Adaptive solving strategy synthesis for symbolic execution

Constraint solving is the enabling technique for symbolic execution. The advancement of constraint solving boosts the development and application of symbolic execution. Modern Satisfiability Modulo Theories (SMT) solvers provide the mechanism of solving strategy, allowing users to control the solving procedure. This mechanism significantly improves the solver's generalization ability. We observe that the symbolic executions of different programs are different constraint solving problems. Therefore, we propose synthesizing solving strategies for a program to fit the program's symbolic execution best. To achieve this, we propose an adaptive framework for synthesizing solving strategies, in which the constraints are classified into different categories, and the solving strategies are synthesized for different categories on demand. We propose novel synthesis algorithms that combine the offline trained deep learning models and online tuning to synthesize the solving strategy. The algorithms balance the synthesis overhead and the improvement achieved by the synthesized solving strategy. We have implemented our method on the state-of-the-art symbolic execution engine KLEE for C programs and Symbolic Pathfinder (SPF) for Java programs. The results of the extensive experiments indicate that our method effectively improves the efficiency of symbolic execution. For the Coreutils benchmark, our method, on average, increases the numbers of paths and queries by 74.37% and 73.94% under Breadth First Search (BFS), respectively.
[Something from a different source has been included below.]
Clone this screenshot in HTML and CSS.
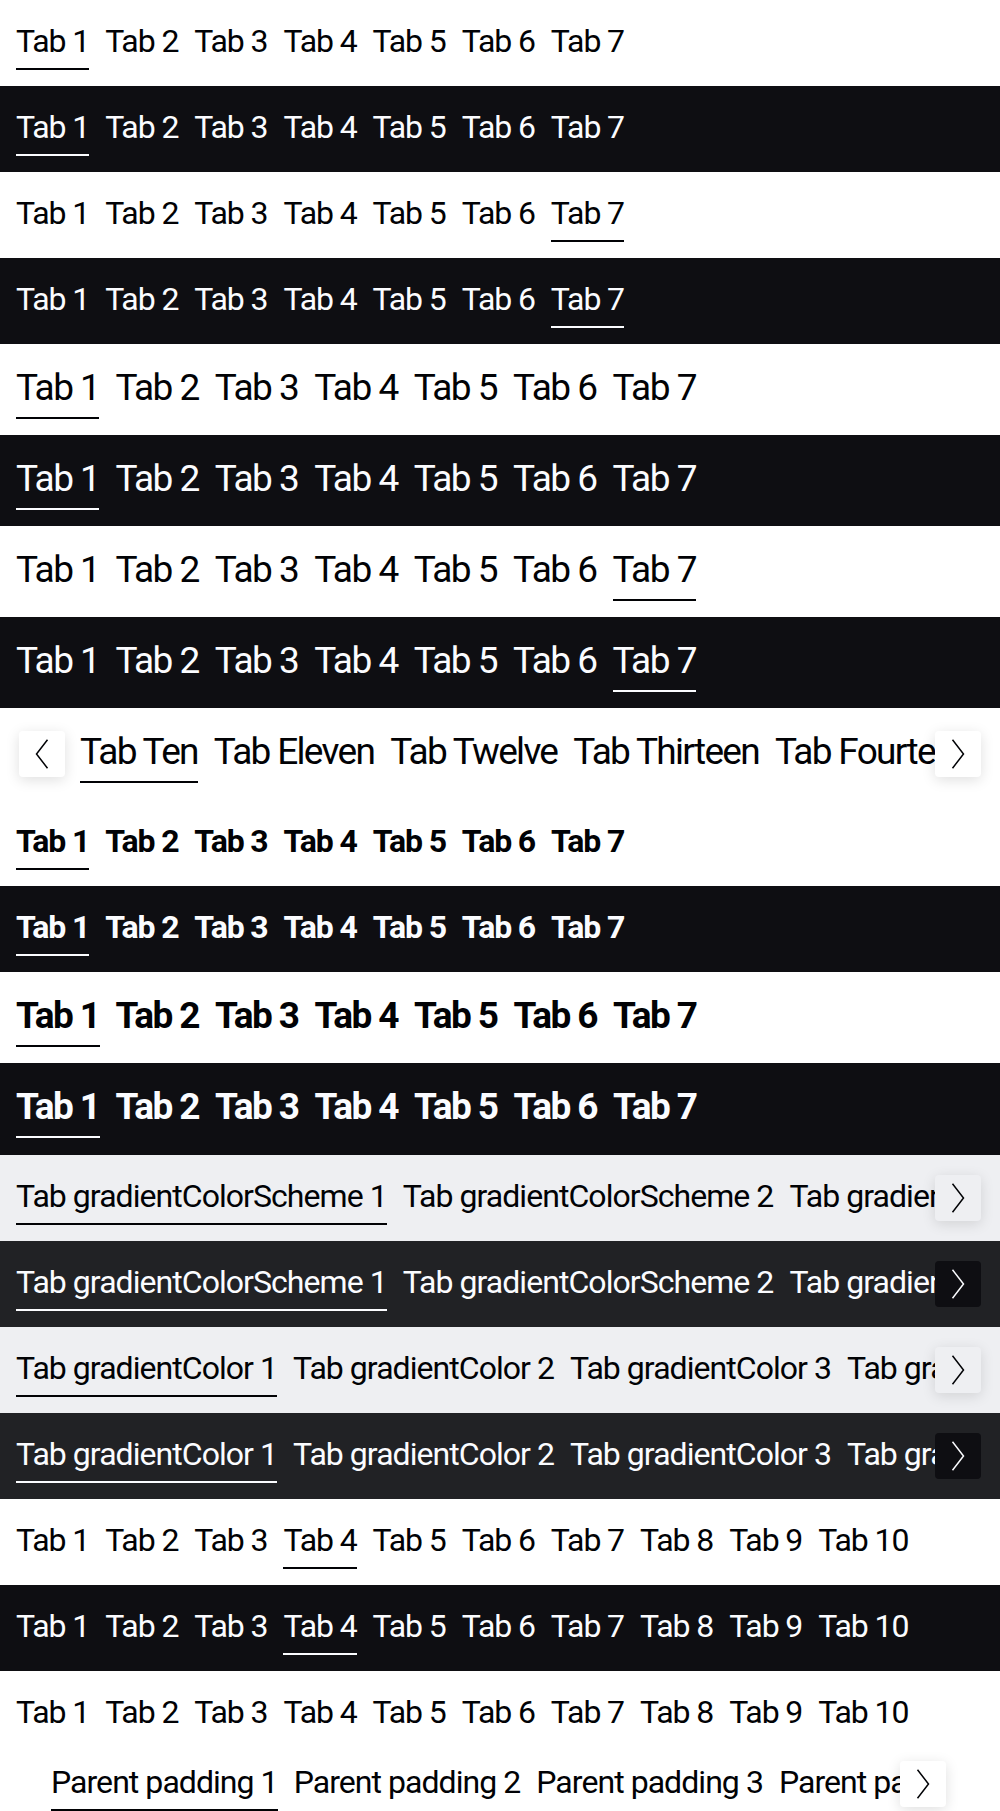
FILE: index.html
```html
<!DOCTYPE html>
<html lang="en">
<head>
<meta charset="utf-8">
<title>Tabs Bar</title>
<link rel="stylesheet" href="styles.css">
</head>
<body>

<div class="row light"><div class="bar small"><span class="tab active">Tab 1</span><span class="tab">Tab 2</span><span class="tab">Tab 3</span><span class="tab">Tab 4</span><span class="tab">Tab 5</span><span class="tab">Tab 6</span><span class="tab">Tab 7</span></div></div>
<div class="row dark"><div class="bar small"><span class="tab active">Tab 1</span><span class="tab">Tab 2</span><span class="tab">Tab 3</span><span class="tab">Tab 4</span><span class="tab">Tab 5</span><span class="tab">Tab 6</span><span class="tab">Tab 7</span></div></div>
<div class="row light"><div class="bar small"><span class="tab">Tab 1</span><span class="tab">Tab 2</span><span class="tab">Tab 3</span><span class="tab">Tab 4</span><span class="tab">Tab 5</span><span class="tab">Tab 6</span><span class="tab active">Tab 7</span></div></div>
<div class="row dark"><div class="bar small"><span class="tab">Tab 1</span><span class="tab">Tab 2</span><span class="tab">Tab 3</span><span class="tab">Tab 4</span><span class="tab">Tab 5</span><span class="tab">Tab 6</span><span class="tab active">Tab 7</span></div></div>

<div class="row light"><div class="bar medium"><span class="tab active">Tab 1</span><span class="tab">Tab 2</span><span class="tab">Tab 3</span><span class="tab">Tab 4</span><span class="tab">Tab 5</span><span class="tab">Tab 6</span><span class="tab">Tab 7</span></div></div>
<div class="row dark"><div class="bar medium"><span class="tab active">Tab 1</span><span class="tab">Tab 2</span><span class="tab">Tab 3</span><span class="tab">Tab 4</span><span class="tab">Tab 5</span><span class="tab">Tab 6</span><span class="tab">Tab 7</span></div></div>
<div class="row light"><div class="bar medium"><span class="tab">Tab 1</span><span class="tab">Tab 2</span><span class="tab">Tab 3</span><span class="tab">Tab 4</span><span class="tab">Tab 5</span><span class="tab">Tab 6</span><span class="tab active">Tab 7</span></div></div>
<div class="row dark"><div class="bar medium"><span class="tab">Tab 1</span><span class="tab">Tab 2</span><span class="tab">Tab 3</span><span class="tab">Tab 4</span><span class="tab">Tab 5</span><span class="tab">Tab 6</span><span class="tab active">Tab 7</span></div></div>

<div class="row light scroll both tall">
  <button class="scroll-btn btn-white" type="button" aria-label="Previous"><svg width="14" height="30" viewBox="0 0 14 30"><path d="M12.5 0.8 L1.5 15 L12.5 29.2" fill="none" stroke="currentColor" stroke-width="1.5"/></svg></button>
  <div class="viewport viewport-offset"><div class="bar medium words"><span class="tab active">Tab Ten</span><span class="tab">Tab Eleven</span><span class="tab">Tab Twelve</span><span class="tab">Tab Thirteen</span><span class="tab">Tab Fourteen</span><span class="tab">Tab Fifteen</span></div></div>
  <button class="scroll-btn btn-white" type="button" aria-label="Next"><svg width="14" height="30" viewBox="0 0 14 30"><path d="M1.5 0.8 L12.5 15 L1.5 29.2" fill="none" stroke="currentColor" stroke-width="1.5"/></svg></button>
</div>

<div class="row light"><div class="bar small bold"><span class="tab active">Tab 1</span><span class="tab">Tab 2</span><span class="tab">Tab 3</span><span class="tab">Tab 4</span><span class="tab">Tab 5</span><span class="tab">Tab 6</span><span class="tab">Tab 7</span></div></div>
<div class="row dark"><div class="bar small bold"><span class="tab active">Tab 1</span><span class="tab">Tab 2</span><span class="tab">Tab 3</span><span class="tab">Tab 4</span><span class="tab">Tab 5</span><span class="tab">Tab 6</span><span class="tab">Tab 7</span></div></div>
<div class="row light"><div class="bar medium bold"><span class="tab active">Tab 1</span><span class="tab">Tab 2</span><span class="tab">Tab 3</span><span class="tab">Tab 4</span><span class="tab">Tab 5</span><span class="tab">Tab 6</span><span class="tab">Tab 7</span></div></div>
<div class="row dark tall"><div class="bar medium bold"><span class="tab active">Tab 1</span><span class="tab">Tab 2</span><span class="tab">Tab 3</span><span class="tab">Tab 4</span><span class="tab">Tab 5</span><span class="tab">Tab 6</span><span class="tab">Tab 7</span></div></div>

<div class="row surface-light scroll right">
  <div class="viewport"><div class="bar small long"><span class="tab active">Tab gradientColorScheme 1</span><span class="tab">Tab gradientColorScheme 2</span><span class="tab">Tab gradientColorScheme 3</span><span class="tab">Tab gradientColorScheme 4</span></div></div>
  <button class="scroll-btn btn-surface-light" type="button" aria-label="Next"><svg width="14" height="30" viewBox="0 0 14 30"><path d="M1.5 0.8 L12.5 15 L1.5 29.2" fill="none" stroke="currentColor" stroke-width="1.5"/></svg></button>
</div>
<div class="row surface-dark scroll right">
  <div class="viewport"><div class="bar small long"><span class="tab active">Tab gradientColorScheme 1</span><span class="tab">Tab gradientColorScheme 2</span><span class="tab">Tab gradientColorScheme 3</span><span class="tab">Tab gradientColorScheme 4</span></div></div>
  <button class="scroll-btn btn-dark" type="button" aria-label="Next"><svg width="14" height="30" viewBox="0 0 14 30"><path d="M1.5 0.8 L12.5 15 L1.5 29.2" fill="none" stroke="currentColor" stroke-width="1.5"/></svg></button>
</div>
<div class="row surface-light scroll right">
  <div class="viewport"><div class="bar small long"><span class="tab active">Tab gradientColor 1</span><span class="tab">Tab gradientColor 2</span><span class="tab">Tab gradientColor 3</span><span class="tab">Tab gradientColor 4</span></div></div>
  <button class="scroll-btn btn-surface-light" type="button" aria-label="Next"><svg width="14" height="30" viewBox="0 0 14 30"><path d="M1.5 0.8 L12.5 15 L1.5 29.2" fill="none" stroke="currentColor" stroke-width="1.5"/></svg></button>
</div>
<div class="row surface-dark scroll right">
  <div class="viewport"><div class="bar small long"><span class="tab active">Tab gradientColor 1</span><span class="tab">Tab gradientColor 2</span><span class="tab">Tab gradientColor 3</span><span class="tab">Tab gradientColor 4</span></div></div>
  <button class="scroll-btn btn-dark" type="button" aria-label="Next"><svg width="14" height="30" viewBox="0 0 14 30"><path d="M1.5 0.8 L12.5 15 L1.5 29.2" fill="none" stroke="currentColor" stroke-width="1.5"/></svg></button>
</div>

<div class="row light"><div class="bar small"><span class="tab">Tab 1</span><span class="tab">Tab 2</span><span class="tab">Tab 3</span><span class="tab active">Tab 4</span><span class="tab">Tab 5</span><span class="tab">Tab 6</span><span class="tab">Tab 7</span><span class="tab">Tab 8</span><span class="tab">Tab 9</span><span class="tab">Tab 10</span></div></div>
<div class="row dark"><div class="bar small"><span class="tab">Tab 1</span><span class="tab">Tab 2</span><span class="tab">Tab 3</span><span class="tab active">Tab 4</span><span class="tab">Tab 5</span><span class="tab">Tab 6</span><span class="tab">Tab 7</span><span class="tab">Tab 8</span><span class="tab">Tab 9</span><span class="tab">Tab 10</span></div></div>
<div class="row light"><div class="bar small"><span class="tab">Tab 1</span><span class="tab">Tab 2</span><span class="tab">Tab 3</span><span class="tab">Tab 4</span><span class="tab">Tab 5</span><span class="tab">Tab 6</span><span class="tab">Tab 7</span><span class="tab">Tab 8</span><span class="tab">Tab 9</span><span class="tab">Tab 10</span></div></div>

<div class="row light scroll parent">
  <div class="viewport"><div class="bar small long"><span class="tab active">Parent padding 1</span><span class="tab">Parent padding 2</span><span class="tab">Parent padding 3</span><span class="tab">Parent padding 4</span></div></div>
  <button class="scroll-btn btn-white" type="button" aria-label="Next"><svg width="14" height="30" viewBox="0 0 14 30"><path d="M1.5 0.8 L12.5 15 L1.5 29.2" fill="none" stroke="currentColor" stroke-width="1.5"/></svg></button>
</div>

</body>
</html>
```

FILE: styles.css
```css
* {
  box-sizing: border-box;
}

html, body {
  margin: 0;
  padding: 0;
}

body {
  width: 1000px;
  font-family: Roboto, "Noto Sans", "Liberation Sans", sans-serif;
  background: #ffffff;
  overflow: hidden;
}

.row {
  padding: 16px;
}

.row.tall {
  padding-bottom: 17px;
}

.light {
  background: #ffffff;
  color: #010205;
}

.dark {
  background: #0e0e12;
  color: #fbfcff;
}

.surface-light {
  background: #eeeff2;
  color: #010205;
}

.surface-dark {
  background: #212225;
  color: #fbfcff;
}

.bar {
  display: flex;
  gap: 16px;
}

.tab {
  flex-shrink: 0;
  white-space: nowrap;
  border-bottom: 2px solid transparent;
}

.tab.active {
  border-bottom-color: currentColor;
}

.bar.small .tab {
  font-size: 32px;
  line-height: 50px;
  letter-spacing: -1.1px;
  padding-bottom: 2px;
}

.bar.small.long .tab {
  letter-spacing: -0.95px;
}

.bar.medium .tab {
  font-size: 37px;
  line-height: 56px;
  letter-spacing: -1.5px;
  padding-bottom: 1px;
}

.bar.medium.words .tab {
  letter-spacing: -1.7px;
}

.bar.bold .tab {
  font-weight: 700;
}

.bar.small.bold .tab {
  letter-spacing: -1.15px;
}

.bar.medium.bold .tab {
  letter-spacing: -1.55px;
}

/* scrolling rows */
.scroll {
  display: flex;
  align-items: center;
}

.scroll.both {
  padding-left: 19px;
  padding-right: 19px;
}

.scroll.right {
  padding-left: 16px;
  padding-right: 19px;
}

.scroll.parent {
  padding: 0 54px 0 51px;
}

.viewport {
  flex: 1;
  min-width: 0;
  overflow: hidden;
}

.viewport-offset {
  padding-left: 15px;
}

.scroll-btn {
  flex-shrink: 0;
  width: 46px;
  height: 46px;
  padding: 0;
  margin: 0;
  border: 0;
  border-radius: 4px;
  display: flex;
  align-items: center;
  justify-content: center;
  color: inherit;
  cursor: pointer;
}

.btn-white {
  background: #ffffff;
  box-shadow: 0 3px 14px rgba(0, 0, 0, 0.13);
}

.btn-surface-light {
  background: #eeeff2;
  box-shadow: 0 3px 14px rgba(0, 0, 0, 0.12);
}

.btn-dark {
  background: #0e0e12;
}

.scroll-btn svg {
  display: block;
}
```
Besides, we applied our method to a different benchmark of C programs and a benchmark of Java programs to validate the generalization ability. The results demonstrate that for the C benchmark, our method increases the numbers of paths and queries by 71.09% and 70.60% under BFS, respectively; For the Java benchmark, our method increases the numbers of paths and queries by 50.31% and 49.93% under BFS, respectively. These results show that our method has a good generalization ability.